Required task: Go through the listing below and gather every line with the word "styles".

Dataset:
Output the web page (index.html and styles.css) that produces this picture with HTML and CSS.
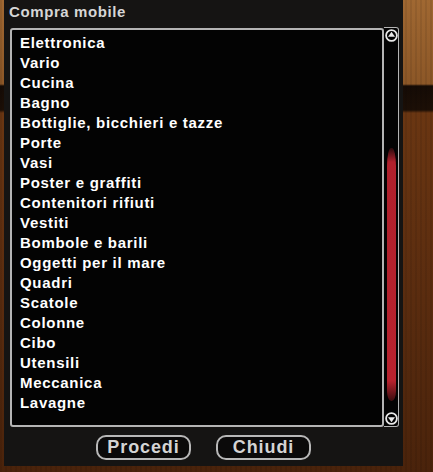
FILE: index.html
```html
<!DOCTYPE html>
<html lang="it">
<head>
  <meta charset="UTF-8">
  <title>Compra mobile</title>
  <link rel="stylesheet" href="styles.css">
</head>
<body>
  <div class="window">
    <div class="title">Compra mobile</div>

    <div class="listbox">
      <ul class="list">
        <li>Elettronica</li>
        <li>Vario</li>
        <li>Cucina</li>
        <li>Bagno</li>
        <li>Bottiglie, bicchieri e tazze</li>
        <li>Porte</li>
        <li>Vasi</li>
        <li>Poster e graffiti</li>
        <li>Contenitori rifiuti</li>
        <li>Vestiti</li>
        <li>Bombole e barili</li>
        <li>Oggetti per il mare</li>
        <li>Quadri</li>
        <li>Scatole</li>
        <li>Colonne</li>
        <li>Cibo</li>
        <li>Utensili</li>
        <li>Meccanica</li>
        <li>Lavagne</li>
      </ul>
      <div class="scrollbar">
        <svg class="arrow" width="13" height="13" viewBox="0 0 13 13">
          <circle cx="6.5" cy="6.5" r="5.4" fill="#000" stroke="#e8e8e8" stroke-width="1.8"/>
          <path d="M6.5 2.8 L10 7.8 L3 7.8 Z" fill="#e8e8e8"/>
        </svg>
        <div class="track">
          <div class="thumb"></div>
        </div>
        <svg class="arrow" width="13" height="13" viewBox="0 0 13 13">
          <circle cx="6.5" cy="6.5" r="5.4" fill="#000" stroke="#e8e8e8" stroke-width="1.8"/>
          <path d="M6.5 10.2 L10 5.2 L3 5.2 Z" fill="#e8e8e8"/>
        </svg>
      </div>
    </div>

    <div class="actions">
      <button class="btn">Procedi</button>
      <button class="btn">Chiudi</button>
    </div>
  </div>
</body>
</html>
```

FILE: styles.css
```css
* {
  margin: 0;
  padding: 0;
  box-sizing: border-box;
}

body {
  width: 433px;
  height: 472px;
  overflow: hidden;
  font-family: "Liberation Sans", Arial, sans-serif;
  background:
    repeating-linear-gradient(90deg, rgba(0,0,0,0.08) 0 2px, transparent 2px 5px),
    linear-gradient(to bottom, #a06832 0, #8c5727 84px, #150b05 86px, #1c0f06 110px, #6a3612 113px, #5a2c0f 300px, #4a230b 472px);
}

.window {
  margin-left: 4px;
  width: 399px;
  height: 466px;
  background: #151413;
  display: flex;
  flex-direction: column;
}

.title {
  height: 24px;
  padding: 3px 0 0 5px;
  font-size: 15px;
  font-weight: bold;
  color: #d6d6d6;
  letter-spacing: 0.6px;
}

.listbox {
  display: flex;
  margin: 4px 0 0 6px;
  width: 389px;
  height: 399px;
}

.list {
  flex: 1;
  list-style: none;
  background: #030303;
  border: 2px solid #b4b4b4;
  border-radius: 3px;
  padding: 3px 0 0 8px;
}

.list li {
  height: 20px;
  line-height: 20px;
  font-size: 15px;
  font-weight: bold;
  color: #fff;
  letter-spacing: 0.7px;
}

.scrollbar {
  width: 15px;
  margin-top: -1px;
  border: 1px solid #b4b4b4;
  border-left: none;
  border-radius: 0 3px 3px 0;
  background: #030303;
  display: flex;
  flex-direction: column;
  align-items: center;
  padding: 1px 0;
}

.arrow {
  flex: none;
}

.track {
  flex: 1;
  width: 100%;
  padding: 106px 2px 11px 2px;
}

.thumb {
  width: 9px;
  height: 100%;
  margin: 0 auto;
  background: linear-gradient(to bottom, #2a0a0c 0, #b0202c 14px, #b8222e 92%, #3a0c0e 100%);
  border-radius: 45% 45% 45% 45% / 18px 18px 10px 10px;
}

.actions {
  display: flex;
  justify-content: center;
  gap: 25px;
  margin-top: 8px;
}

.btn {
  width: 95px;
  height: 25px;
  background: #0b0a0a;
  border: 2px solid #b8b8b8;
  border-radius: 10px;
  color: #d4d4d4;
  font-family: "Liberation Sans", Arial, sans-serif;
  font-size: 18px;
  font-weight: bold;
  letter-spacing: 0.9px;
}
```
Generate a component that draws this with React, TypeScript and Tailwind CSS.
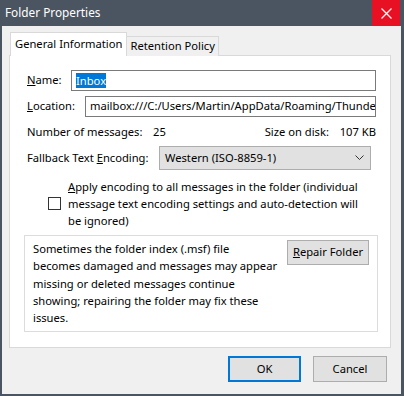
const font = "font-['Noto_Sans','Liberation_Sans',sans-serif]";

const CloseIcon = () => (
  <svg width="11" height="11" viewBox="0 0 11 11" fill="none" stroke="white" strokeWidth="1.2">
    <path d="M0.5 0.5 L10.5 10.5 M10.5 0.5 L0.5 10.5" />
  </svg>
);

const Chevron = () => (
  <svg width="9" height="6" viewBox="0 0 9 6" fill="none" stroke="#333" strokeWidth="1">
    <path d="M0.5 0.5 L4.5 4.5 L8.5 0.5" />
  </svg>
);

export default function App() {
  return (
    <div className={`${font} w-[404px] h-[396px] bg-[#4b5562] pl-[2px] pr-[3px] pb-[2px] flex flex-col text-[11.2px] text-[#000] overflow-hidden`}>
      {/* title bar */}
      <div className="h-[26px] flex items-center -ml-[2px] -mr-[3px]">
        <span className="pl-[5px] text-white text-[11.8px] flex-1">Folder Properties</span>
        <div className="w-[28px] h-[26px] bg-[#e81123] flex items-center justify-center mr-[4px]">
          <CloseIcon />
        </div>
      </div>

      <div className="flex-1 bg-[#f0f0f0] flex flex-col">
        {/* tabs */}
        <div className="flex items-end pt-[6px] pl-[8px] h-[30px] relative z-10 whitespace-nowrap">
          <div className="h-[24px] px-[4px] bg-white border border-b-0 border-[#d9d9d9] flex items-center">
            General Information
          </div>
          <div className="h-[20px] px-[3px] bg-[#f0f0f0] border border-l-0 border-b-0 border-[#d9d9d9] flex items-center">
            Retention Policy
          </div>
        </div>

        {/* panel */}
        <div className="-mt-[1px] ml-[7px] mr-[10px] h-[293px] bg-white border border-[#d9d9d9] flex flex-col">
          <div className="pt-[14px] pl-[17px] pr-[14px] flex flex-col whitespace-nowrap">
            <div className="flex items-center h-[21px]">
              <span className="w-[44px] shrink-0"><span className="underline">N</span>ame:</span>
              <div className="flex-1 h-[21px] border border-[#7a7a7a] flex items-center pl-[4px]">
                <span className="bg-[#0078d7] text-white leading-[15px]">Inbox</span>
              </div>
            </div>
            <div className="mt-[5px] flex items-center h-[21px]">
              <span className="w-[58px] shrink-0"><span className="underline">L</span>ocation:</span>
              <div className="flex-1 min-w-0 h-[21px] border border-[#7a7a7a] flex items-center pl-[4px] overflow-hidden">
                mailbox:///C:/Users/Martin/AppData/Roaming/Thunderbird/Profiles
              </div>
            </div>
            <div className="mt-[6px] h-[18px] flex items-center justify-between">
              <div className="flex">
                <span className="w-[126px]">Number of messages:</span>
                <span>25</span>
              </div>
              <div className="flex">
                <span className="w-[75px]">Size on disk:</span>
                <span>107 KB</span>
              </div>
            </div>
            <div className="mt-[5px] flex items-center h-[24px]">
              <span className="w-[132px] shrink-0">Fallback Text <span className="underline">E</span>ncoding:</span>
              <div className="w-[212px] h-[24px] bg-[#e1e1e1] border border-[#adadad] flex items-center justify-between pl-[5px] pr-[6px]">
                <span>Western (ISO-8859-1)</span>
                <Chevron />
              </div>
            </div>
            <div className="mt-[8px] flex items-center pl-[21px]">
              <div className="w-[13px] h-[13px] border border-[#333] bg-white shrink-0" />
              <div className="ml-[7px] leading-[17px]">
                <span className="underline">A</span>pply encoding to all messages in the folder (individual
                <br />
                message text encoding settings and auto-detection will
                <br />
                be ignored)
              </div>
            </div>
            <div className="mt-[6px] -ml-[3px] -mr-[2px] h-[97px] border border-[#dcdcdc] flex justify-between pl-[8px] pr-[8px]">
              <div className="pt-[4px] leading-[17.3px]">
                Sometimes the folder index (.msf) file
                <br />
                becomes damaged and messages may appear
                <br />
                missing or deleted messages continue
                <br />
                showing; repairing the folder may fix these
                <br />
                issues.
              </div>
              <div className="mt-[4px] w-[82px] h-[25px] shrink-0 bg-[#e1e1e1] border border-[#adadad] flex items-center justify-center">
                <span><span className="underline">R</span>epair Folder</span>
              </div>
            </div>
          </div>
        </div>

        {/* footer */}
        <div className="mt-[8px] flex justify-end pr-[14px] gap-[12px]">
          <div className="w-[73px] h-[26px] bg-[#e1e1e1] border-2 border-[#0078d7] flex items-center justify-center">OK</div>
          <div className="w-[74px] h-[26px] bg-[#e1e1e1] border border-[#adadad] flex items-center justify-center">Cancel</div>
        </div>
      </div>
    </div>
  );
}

Task output:
Output the web page (index.html and styles.css) that produces this picture with HTML and CSS.
  <link rel="stylesheet" href="styles.css">
FILE: styles.css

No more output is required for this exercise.